In memory is an excellent choice for your unit-tests, when the data is easy to seed for your given test cases and a very particular operation is being tested. A real database is better for integration tests, where the data pre-requisites are more complex and there is value to having the base data remain after the tests complete.
For us, the only things we allow in our 'fast' test suite of JUnit tests are those that do not have any external dependencies (database, file, network, etc) so that the suite can be run quickly and efficiently by both developers and continuous integration on checkin. If there is a certain test that absolutely needs to go to the DB, then an in memory one is the only way to go.
A couple points to keep in mind:
- Think carefully if you need to use a
database at all in a unit test. It
may be indicative of a poor design
in that the data access layer is
coupled too tightly to the business
logic you are trying to test and
cannot be mocked out.
- If using a real database for integration testing, ensure that the tests always restore the data to a pristine state when finished. I've seen a lot of wasted time and failed integration tests because some other test messed up the data.

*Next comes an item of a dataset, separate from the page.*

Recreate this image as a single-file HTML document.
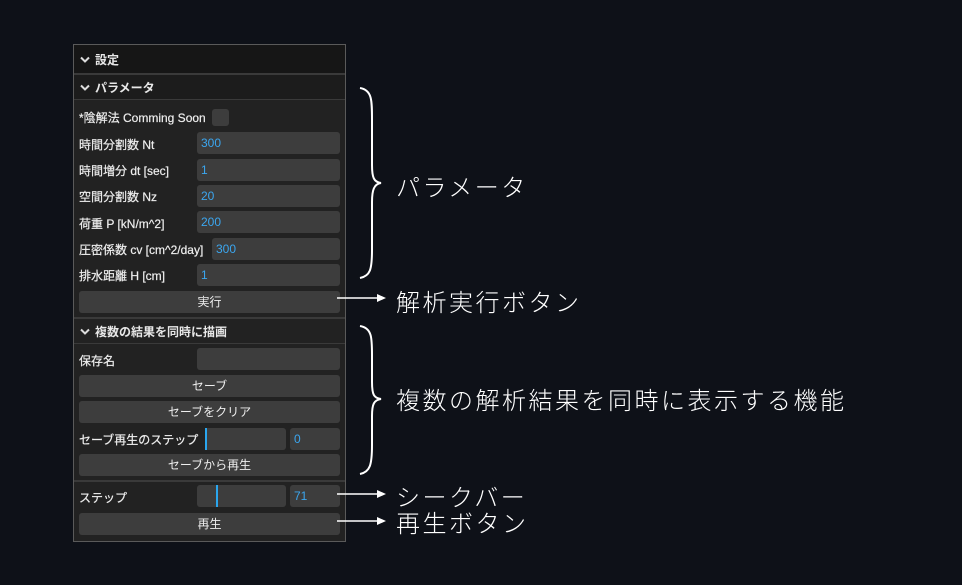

As for your other question, it really depends on your need. A good rule of thumb is one development database per code branch, since schema changes may be needed that are not relevant to another branch of code. Just having a dedicated development database is important; I'm surprised at how many development teams have to share a database with the QA team, etc. It is important to be able to make changes in a sandboxed environment that does not affect other teams or prevent others from doing their work, so if you've met those requirements you're doing well.